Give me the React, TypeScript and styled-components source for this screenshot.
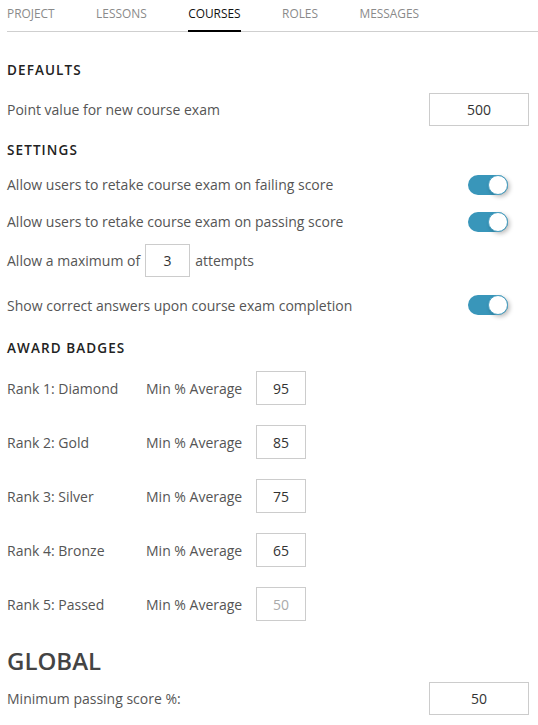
import React from "react";
import styled, { createGlobalStyle } from "styled-components";

const Global = createGlobalStyle`
  html, body { margin: 0; padding: 0; background: #fff; }
  body { font-family: "Open Sans", "Noto Sans", sans-serif; color: #555; }
  * { box-sizing: border-box; }
`;

const Page = styled.div`
  width: 538px;
  display: flex;
  flex-direction: column;
`;

const TabBar = styled.div`
  display: flex;
  height: 32px;
  margin-left: 7px;
  border-bottom: 1px solid #cfcfcf;
`;

const Tab = styled.div<{ $active?: boolean }>`
  height: 32px;
  margin-bottom: -1px;
  margin-right: 41.5px;
  padding-top: 5px;
  font-size: 11.9px;
  line-height: 16px;
  text-transform: uppercase;
  color: ${(p) => (p.$active ? "#111" : "#8a8a8a")};
  border-bottom: 2px solid ${(p) => (p.$active ? "#000" : "transparent")};
`;

const Content = styled.div`
  display: flex;
  flex-direction: column;
  padding: 0 9px 0 7px;
`;

const Heading = styled.div<{ $top: number }>`
  margin-top: ${(p) => p.$top}px;
  height: 20px;
  line-height: 20px;
  font-size: 13.5px;
  font-weight: 600;
  letter-spacing: 1.1px;
  color: #222;
`;

const BigHeading = styled.div<{ $top: number }>`
  margin-top: ${(p) => p.$top}px;
  height: 32px;
  line-height: 32px;
  font-size: 24px;
  font-weight: 600;
  color: #444;
`;

const Row = styled.div<{ $top: number; $h: number }>`
  margin-top: ${(p) => p.$top}px;
  height: ${(p) => p.$h}px;
  display: flex;
  align-items: center;
  justify-content: space-between;
  font-size: 14px;
  color: #555;
`;

const InlineRow = styled.div<{ $top: number }>`
  margin-top: ${(p) => p.$top}px;
  height: 33px;
  display: flex;
  align-items: center;
  gap: 5px;
  font-size: 14px;
  color: #555;
`;

const Input = styled.div<{ $w: number; $h?: number; $disabled?: boolean }>`
  width: ${(p) => p.$w}px;
  height: ${(p) => p.$h ?? 33}px;
  border: 1px solid #cccccc;
  display: flex;
  align-items: center;
  justify-content: center;
  font-size: 14px;
  color: ${(p) => (p.$disabled ? "#aaa" : "#333")};
  background: #fff;
`;

const Toggle = styled.div`
  position: relative;
  width: 40px;
  height: 20px;
  margin-right: 21px;
  border-radius: 10px;
  background: #3996ba;
`;

const Knob = styled.div`
  position: absolute;
  right: 0;
  top: 0;
  width: 20px;
  height: 20px;
  border-radius: 50%;
  background: #fff;
  border: 1px solid #4aa0c2;
  box-shadow: 2px 2px 4px rgba(0, 0, 0, 0.25);
`;

const RankRow = styled.div<{ $top: number }>`
  margin-top: ${(p) => p.$top}px;
  height: 34px;
  display: grid;
  grid-template-columns: 139px 110px 50px;
  align-items: center;
  font-size: 14px;
  color: #555;
`;

const Switch = () => (
  <Toggle>
    <Knob />
  </Toggle>
);

const ranks = [
  { name: "Rank 1: Diamond", v: "95" },
  { name: "Rank 2: Gold", v: "85" },
  { name: "Rank 3: Silver", v: "75" },
  { name: "Rank 4: Bronze", v: "65" },
  { name: "Rank 5: Passed", v: "50", disabled: true },
];

export default function App() {
  return (
    <Page>
      <Global />
      <TabBar>
        <Tab>Project</Tab>
        <Tab>Lessons</Tab>
        <Tab $active>Courses</Tab>
        <Tab>Roles</Tab>
        <Tab>Messages</Tab>
      </TabBar>
      <Content>
        <Heading $top={28}>DEFAULTS</Heading>
        <Row $top={13} $h={33}>
          <span>Point value for new course exam</span>
          <Input $w={100}>500</Input>
        </Row>
        <Heading $top={14}>SETTINGS</Heading>
        <Row $top={6} $h={37}>
          <span>Allow users to retake course exam on failing score</span>
          <Switch />
        </Row>
        <Row $top={0} $h={37}>
          <span>Allow users to retake course exam on passing score</span>
          <Switch />
        </Row>
        <InlineRow $top={4}>
          <span>Allow a maximum of</span>
          <Input $w={45}>3</Input>
          <span>attempts</span>
        </InlineRow>
        <Row $top={18} $h={20}>
          <span>Show correct answers upon course exam completion</span>
          <Switch />
        </Row>
        <Heading $top={23}>AWARD BADGES</Heading>
        {ranks.map((r, i) => (
          <RankRow key={r.name} $top={i === 0 ? 13 : 20}>
            <span>{r.name}</span>
            <span>Min % Average</span>
            <Input $w={50} $h={34} $disabled={r.disabled}>
              {r.v}
            </Input>
          </RankRow>
        ))}
        <BigHeading $top={24}>GLOBAL</BigHeading>
        <Row $top={5} $h={33}>
          <span>Minimum passing score %:</span>
          <Input $w={100}>50</Input>
        </Row>
      </Content>
    </Page>
  );
}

# Goal:
Print out the whole of the material word for word, without pictures.

# Reply:
Give me the React, TypeScript and styled-components source for this screenshot.
import React from "react";
import styled, { createGlobalStyle } from "styled-components";

const Global = createGlobalStyle`
  html, body { margin: 0; padding: 0; background: #fff; }
  body { font-family: "Open Sans", "Noto Sans", sans-serif; color: #555; }
  * { box-sizing: border-box; }
`;

const Page = styled.div`
  width: 538px;
  display: flex;
  flex-direction: column;
`;

const TabBar = styled.div`
  display: flex;
  height: 32px;
  margin-left: 7px;
  border-bottom: 1px solid #cfcfcf;
`;

const Tab = styled.div<{ $active?: boolean }>`
  height: 32px;
  margin-bottom: -1px;
  margin-right: 41.5px;
  padding-top: 5px;
  font-size: 11.9px;
  line-height: 16px;
  text-transform: uppercase;
  color: ${(p) => (p.$active ? "#111" : "#8a8a8a")};
  border-bottom: 2px solid ${(p) => (p.$active ? "#000" : "transparent")};
`;

const Content = styled.div`
  display: flex;
  flex-direction: column;
  padding: 0 9px 0 7px;
`;

const Heading = styled.div<{ $top: number }>`
  margin-top: ${(p) => p.$top}px;
  height: 20px;
  line-height: 20px;
  font-size: 13.5px;
  font-weight: 600;
  letter-spacing: 1.1px;
  color: #222;
`;

const BigHeading = styled.div<{ $top: number }>`
  margin-top: ${(p) => p.$top}px;
  height: 32px;
  line-height: 32px;
  font-size: 24px;
  font-weight: 600;
  color: #444;
`;

const Row = styled.div<{ $top: number; $h: number }>`
  margin-top: ${(p) => p.$top}px;
  height: ${(p) => p.$h}px;
  display: flex;
  align-items: center;
  justify-content: space-between;
  font-size: 14px;
  color: #555;
`;

const InlineRow = styled.div<{ $top: number }>`
  margin-top: ${(p) => p.$top}px;
  height: 33px;
  display: flex;
  align-items: center;
  gap: 5px;
  font-size: 14px;
  color: #555;
`;

const Input = styled.div<{ $w: number; $h?: number; $disabled?: boolean }>`
  width: ${(p) => p.$w}px;
  height: ${(p) => p.$h ?? 33}px;
  border: 1px solid #cccccc;
  display: flex;
  align-items: center;
  justify-content: center;
  font-size: 14px;
  color: ${(p) => (p.$disabled ? "#aaa" : "#333")};
  background: #fff;
`;

const Toggle = styled.div`
  position: relative;
  width: 40px;
  height: 20px;
  margin-right: 21px;
  border-radius: 10px;
  background: #3996ba;
`;

const Knob = styled.div`
  position: absolute;
  right: 0;
  top: 0;
  width: 20px;
  height: 20px;
  border-radius: 50%;
  background: #fff;
  border: 1px solid #4aa0c2;
  box-shadow: 2px 2px 4px rgba(0, 0, 0, 0.25);
`;

const RankRow = styled.div<{ $top: number }>`
  margin-top: ${(p) => p.$top}px;
  height: 34px;
  display: grid;
  grid-template-columns: 139px 110px 50px;
  align-items: center;
  font-size: 14px;
  color: #555;
`;

const Switch = () => (
  <Toggle>
    <Knob />
  </Toggle>
);

const ranks = [
  { name: "Rank 1: Diamond", v: "95" },
  { name: "Rank 2: Gold", v: "85" },
  { name: "Rank 3: Silver", v: "75" },
  { name: "Rank 4: Bronze", v: "65" },
  { name: "Rank 5: Passed", v: "50", disabled: true },
];

export default function App() {
  return (
    <Page>
      <Global />
      <TabBar>
        <Tab>Project</Tab>
        <Tab>Lessons</Tab>
        <Tab $active>Courses</Tab>
        <Tab>Roles</Tab>
        <Tab>Messages</Tab>
      </TabBar>
      <Content>
        <Heading $top={28}>DEFAULTS</Heading>
        <Row $top={13} $h={33}>
          <span>Point value for new course exam</span>
          <Input $w={100}>500</Input>
        </Row>
        <Heading $top={14}>SETTINGS</Heading>
        <Row $top={6} $h={37}>
          <span>Allow users to retake course exam on failing score</span>
          <Switch />
        </Row>
        <Row $top={0} $h={37}>
          <span>Allow users to retake course exam on passing score</span>
          <Switch />
        </Row>
        <InlineRow $top={4}>
          <span>Allow a maximum of</span>
          <Input $w={45}>3</Input>
          <span>attempts</span>
        </InlineRow>
        <Row $top={18} $h={20}>
          <span>Show correct answers upon course exam completion</span>
          <Switch />
        </Row>
        <Heading $top={23}>AWARD BADGES</Heading>
        {ranks.map((r, i) => (
          <RankRow key={r.name} $top={i === 0 ? 13 : 20}>
            <span>{r.name}</span>
            <span>Min % Average</span>
            <Input $w={50} $h={34} $disabled={r.disabled}>
              {r.v}
            </Input>
          </RankRow>
        ))}
        <BigHeading $top={24}>GLOBAL</BigHeading>
        <Row $top={5} $h={33}>
          <span>Minimum passing score %:</span>
          <Input $w={100}>50</Input>
        </Row>
      </Content>
    </Page>
  );
}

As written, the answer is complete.